More intervention won’t fix the housing market. This simple truth is obvious to most serious practitioners in the industry. The current affordability challenges facing the U.S. real estate market go well beyond interest rates. Truth is irrelevant to many politicians in an election cycle, so the insanity and market tinkering continues.

It was beyond absurd for the Trump administration to pitch the idea of a 50-year mortgage. That half-baked idea from his FHFA director William Pulte fortunately had a fairly short news cycle. With midterms elections in focus and favorability ratings in the basement, Trump is grasping at straws to fix a complex problem with no easy solutions.

If you’ve been paying attention, you probably remember the colossal mistake of the Federal Reserve’s MBS purchases which turned the U.S. housing market into a pretzel. $3 trillion in MBS purchases by the Fed upended the housing market, facilitating a massive spike in home prices.

The Definition of Insanity

That bubble has been unwinding over the past three years, picking up steam in 2025 as inventory finally returned to the market. Many asset owners and real estate industry players don’t like the idea of affordability if it means actual affordability in the true sense of the word in current economic conditions. That brings us to Trump’s proposal to buy $200 billion in MBS to bring down mortgage rates. If market intervention is what caused your affordability issues, surely more intervention will be better, right?

Trump’s MBS tinkering is another bad idea piled on top of bad ideas we have seen over the last twelve months. If you look at the plumbing of the GSE’s (Fannie Mae and Freddie Mac), you will get a better idea of why Trump’s latest scheme is poorly designed, and likely a big nothing burger for the housing market. It could actually make housing affordability worse by propping up prices when the market needs more time to heal.

Mortgage spreads have already tightened. $200 billion will be a rounding error for the current size of the market. With the latest political pulp, Trump gets control of the narrative while pretending to do something. Providing a small bailout to banks and REITs while shifting more risk on to U.S. taxpayers won’t help the housing market. That’s irrelevant when the focus is on the November elections.

Denton County Housing Market Update

The housing market in Denton County finished 2025 on mixed footing. Median and average prices finished the year down 9.6 percent and 7.9 percent respectively. Closed sales were up 2.5 percent year-over-year in December. Pending contracts slid 8 percent. Months of supply was up 9.7 percent.

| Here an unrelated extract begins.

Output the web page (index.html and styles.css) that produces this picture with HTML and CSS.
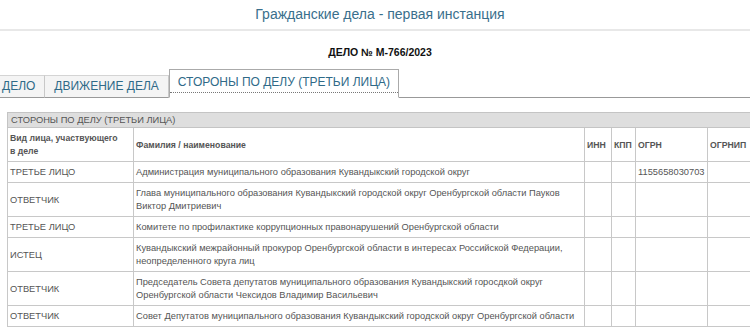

Average days on market jumped to 74 days in December. That was a 25 percent rise from the previous year and the highest since 2012. Sluggish would definitely be an accurate description of the overall sales picture. 2025 was a challenging year for the housing market. Affordability was severely strained and the labor market was particularly weak.

This brings us back to the issue of affordability and rates. Rates were never the problem. The problem has always been the prices and a massive bout of home price inflation where home prices became detached from incomes. Median home prices in Denton County are still roughly $110,000 higher than where they stood five years ago. If your salary hasn’t increased by 35 percent during that time frame, you understand why this could be a problem.

Mean Reversion

It’s no coincidence that median home values in both Denton and Collin Counties converged to roughly the same point at the end of 2025. These two North Texas counties each have over a million residents. Each area saw a significant bubble and subsequent unwind. The bubble in Collin County was more pronounced, so the correction has also been sharper.

Median home prices in Collin County finished 2025 over $155,000 lower than the 2022 bubble peak. Median prices in Denton County finished the year roughly $75,000 off the 2022 high. That difference can be attributed to a flurry of new construction in Collin County that is still working its way through the pipeline.

Median home values for both counties fell to roughly $420,000 in both areas. That’s a good indicator of what most families can afford in the current market relative to incomes. Average prices are higher because many cash buyers and luxury home buyers aren’t as constrained by income. They have assets and larger down payments.

Softer Rents

Single-family rents in Denton County finished 2025 down roughly two and half percent. Lease prices for single-family homes continued the trend we’ve seen for the last three years. After the construction boom and financialization frenzy culminating in 2022, rents continued to edge lower at a very modest pace.

Affordability for apartments has improved a little more. Apartment rents in Denton Texas are down 7.3 percent year-over-year in January. That’s the largest decline in asking rents across the DFW area tracked by Apartment List. Rents started off 2026 lower across the DFW area, but with more muted declines for most submarkets.

Chaos to Continue

With the focus on the midterm elections picking up steam, expect the chaos to continue. It’s going to be an interesting year for the housing market for sure. Will lower rates solve the affordability crunch? Of course not! Will that stop the current administration from more self-inflicted wounds? Probably not.

If you are in the market to buy or sell a home, expect more volatility and more shenanigans. The housing market’s affordability puzzle won’t be easy to solve. That won’t stop politicians from pretending they have a fix.